Contemporary art galleries in London crop up in everything from shipping containers to revamped public loos. Are they the best locations to take in the London art scene? Possibly not. While we’re all for a quirky venue, the city’s big galleries remain the best places to see the must–see masterpieces from all genres. So yes, we’ve peppered our list with a couple of familiar names, but we’ve also got a few lesser known galleries for you to muse over brush strokes in. And, you’ll be relieved to hear, none are in anything close to a former toilet.
The Crypt Gallery
The first gallery on our list lets you tick off a couple of weekend break boxes. Nip down to the depths of The Crypt Gallery for a hefty dose of dark tourism alongside an ever–changing menu of exhibits. Yes, it’s a slightly ominous place for a bit of light-hearted portrait browsing. But, if nothing else, the change of scene – from blank white walls to ancient, slightly crumbling brick, adds a mood to every event. Always worth a visit if you’re in North London.
This grand, old gallery barely needs an introduction. But Tate Britain’s getting a mention here because, well, people do seem to lean towards its shinier and more controversial sibling, the Tate Modern. And, though we’d never suggest giving the contemporary art there a pass, there’s a wealth of British art history to explore here. And, it’s far from fusty. You’ll be able to cast your eyes upon works dating back to the 1500s and see how our art has evolved over time. Skip from a Gainsborough to a Hockney with ease in the permanent collection, pay a few extra pounds for a peep at their temporary exhibits and, yes, do exit through the gift shop. We’re quite fond of their vintage exhibition posters, but there are better coffee shops in London, if you’re looking for post-art caffeine hit.
Is there any greater joy than finding free things to do in the swankier parts of London? Blend your bargain hunting skills with art appreciation at KÖNIG London. There’s 3750 feet of art-filled underground car park for you to meander through. Entry is, of course, free – and you’re right on the doorstep of some other top–notch attractions that don’t cost a penny. Marble Arch is just a stone’s throw away and you’re wedged nicely between two of London’s lovely green spaces, Regent’s Park and Hyde Park. On the art side of the coin? Works are typically by young, emerging international artists expressing their creativity across a broad range of mediums. Concept-based, you could see anything from performance pieces to sculpture and photography. A chance to see the next big thing? Don’t miss it.

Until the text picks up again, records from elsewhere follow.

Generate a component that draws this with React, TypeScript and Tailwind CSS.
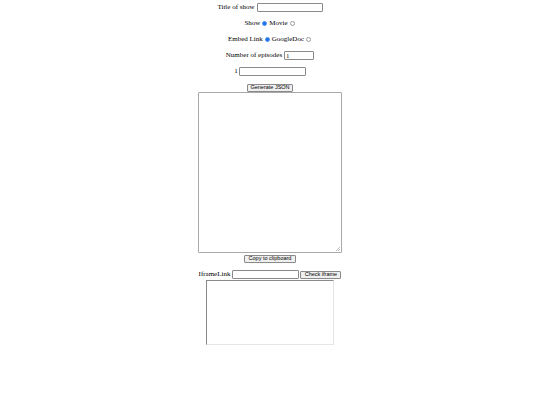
import React from 'react';

const serif = { fontFamily: '"Liberation Serif", "Times New Roman", serif' };

const Radio = ({ checked }: { checked?: boolean }) =>
  checked ? (
    <span className="inline-block w-[5px] h-[5px] rounded-full bg-[#1a73e8] border border-[#4d8ff0] mx-[1px]" />
  ) : (
    <span className="inline-block w-[5px] h-[5px] rounded-full border border-[#9a9a9a] bg-white mx-[1px]" />
  );

const Input = ({ w, value }: { w: string; value?: string }) => (
  <span className={`inline-flex items-center ${w} h-[9px] border border-[#8a8a8a] rounded-[1px] bg-white px-[1px] text-[6px] leading-none`}>
    {value}
  </span>
);

const Btn = ({ label, w }: { label: string; w: string }) => (
  <span
    className={`inline-flex items-center justify-center ${w} h-[8px] border border-[#8a8a8a] rounded-[1px] bg-[#efefef] text-[5.5px] leading-none text-black`}
    style={{ fontFamily: '"Liberation Sans", Arial, sans-serif' }}
  >
    {label}
  </span>
);

export default function App() {
  return (
    <div className="w-[540px] h-[405px] bg-white text-black text-[7px] leading-none" style={serif}>
      <div className="flex flex-col items-center pt-[3px]">
        {/* show info */}
        <div className="flex items-center gap-[2px] h-[9px]">
          <span>Title of show</span>
          <Input w="w-[66px]" />
        </div>
        <div className="flex items-center gap-[1px] h-[9px] mt-[7px]">
          <span>Show</span>
          <Radio checked />
          <span>Movie</span>
          <Radio />
        </div>
        <div className="flex items-center gap-[1px] h-[9px] mt-[7px]">
          <span>Embed Link</span>
          <Radio checked />
          <span>GoogleDoc</span>
          <Radio />
        </div>
        <div className="flex items-center gap-[2px] h-[9px] mt-[7px]">
          <span>Number of episodes</span>
          <Input w="w-[30px]" value="1" />
        </div>
        {/* episode links */}
        <div className="flex items-center gap-[1px] h-[9px] mt-[7px]">
          <span>1</span>
          <Input w="w-[67px]" />
        </div>
        <div className="mt-[8px]">
          <Btn label="Generate JSON" w="w-[46px]" />
        </div>
        {/* json output */}
        <div className="relative w-[144px] h-[161px] border border-[#a9a9a9] rounded-[1px] bg-white">
          <svg className="absolute right-[1px] bottom-[1px]" width="4" height="4" viewBox="0 0 4 4">
            <path d="M4 0L0 4M4 2L2 4" stroke="#999" strokeWidth="0.6" />
          </svg>
        </div>
        <div className="mt-[2px]">
          <Btn label="Copy to clipboard" w="w-[52px]" />
        </div>
        {/* iframe check */}
        <div className="flex items-center gap-[1px] h-[9px] mt-[7px]">
          <span className="mr-[1px]">IframeLink</span>
          <Input w="w-[67px]" />
          <Btn label="Check iframe" w="w-[41px]" />
        </div>
        <div className="w-[128px] h-[65px] mt-[1px] border border-t-[#8a8a8a] border-l-[#8a8a8a] border-r-[#e5e5e5] border-b-[#e5e5e5] bg-white" />
      </div>
    </div>
  );
}
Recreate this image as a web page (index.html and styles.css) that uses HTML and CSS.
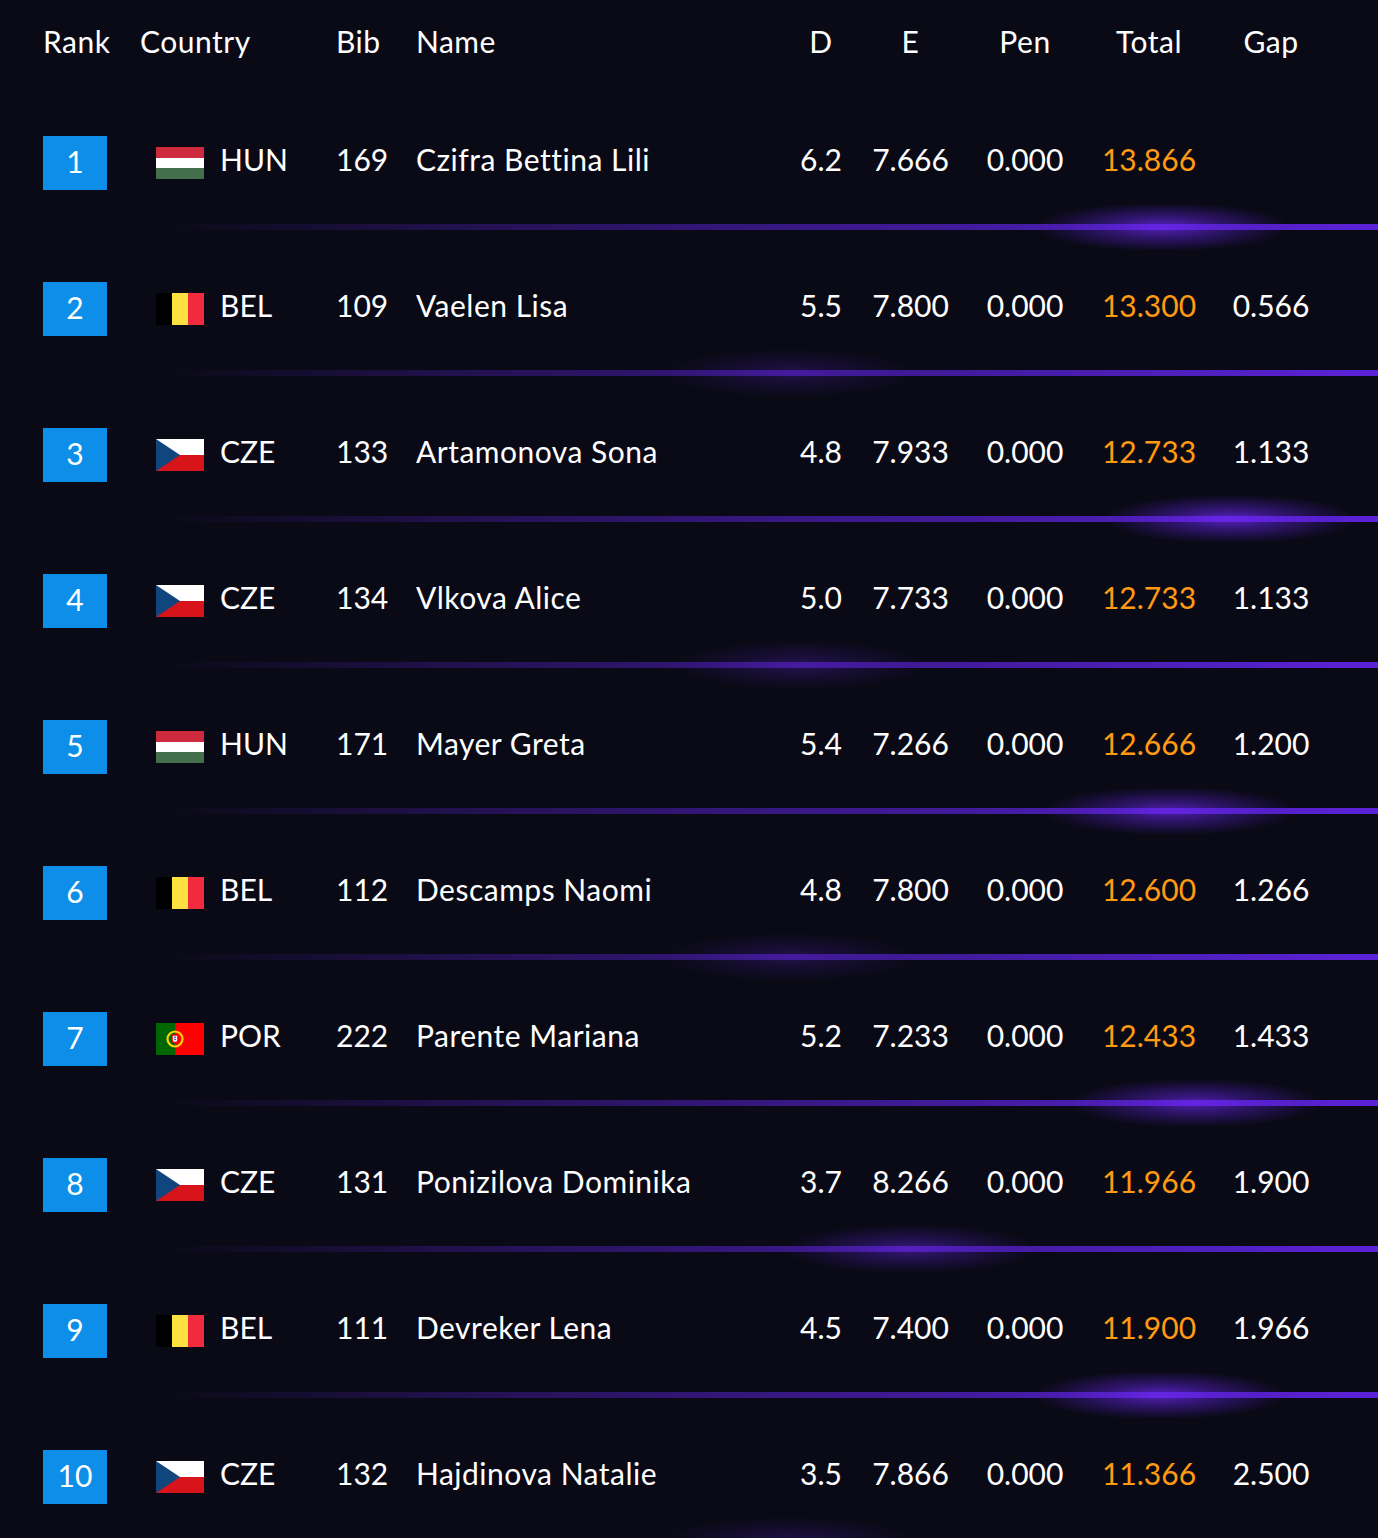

Orbzii tip: This gallery is a spin off from the original KÖNIG Galerie in Berlin. Do drop in if you’re in the area. There’s also a gallery in Japan, should you be roaming further afield.
The National Gallery
We’re here to talk about the best art galleries in London. So it seems only right to include a gallery with a rep for being one of the best art spaces in the world. Big promises. And, The National Gallery more than delivers. Free entry – always a plus in London – gives you access to over 2,000 pieces. The big name hanging on these walls? Van Gogh. This is THE place to see his famous sunflowers. Swing by a Botticelli, tick off Rembrandt, Caravaggio and Constable and gen up on the Renaissance. Paintings in the collection date back to the 13th century and, if you browse long enough, you can whizz through space and time until you reach 20th century stylings. If you go to one fine art gallery in London? Make it this one.
The Photographer’s Gallery
With so many fine art galleries in London to choose from, does photography ever get a look in? If all things lens-based have been off your radar, take the opportunity to change that with a visit to The Photographer’s Gallery. This Covent Garden gallery is always chock full of images that will move, inspire or puzzle you. An incredibly diverse art form that’s not always comfortable viewing. Of course, there’s always the chance to view some fine art photography too, if that’s your genre of choice.
Orbzii tip: Inspired to take some shots of your own? One of London’s most Instagrammable restaurants is just a five minute walk from The Photographer’s Gallery. Sketch is split over a few floors. But on the gallery floor? You find a huge exhibition of David Shrigley’s pieces. Their afternoon teas are a work of art too.
Annka Kultys Gallery
If you’ve been swept up in the NFT art phenomenon you’ll want to swing by Annka Kultys Gallery. It’s one of the few art galleries in East London, or London as a whole, to focus on digital and internet-based pieces. Artists here may not be selling their works yet as a NFT in the cryptocurrency space. But, it’ll perhaps give you an idea of what to invest in, how digital art is shaking up the whole art scene or add a twist to an art weekend in the city. Drop by here to see where art is heading over the course of the next decade.
Orbzii tip: Still not convinced on digital art as a medium? Internet artist Beeple sold his 5000 days NFT through Christie’s auction house for £50m. Food for thought.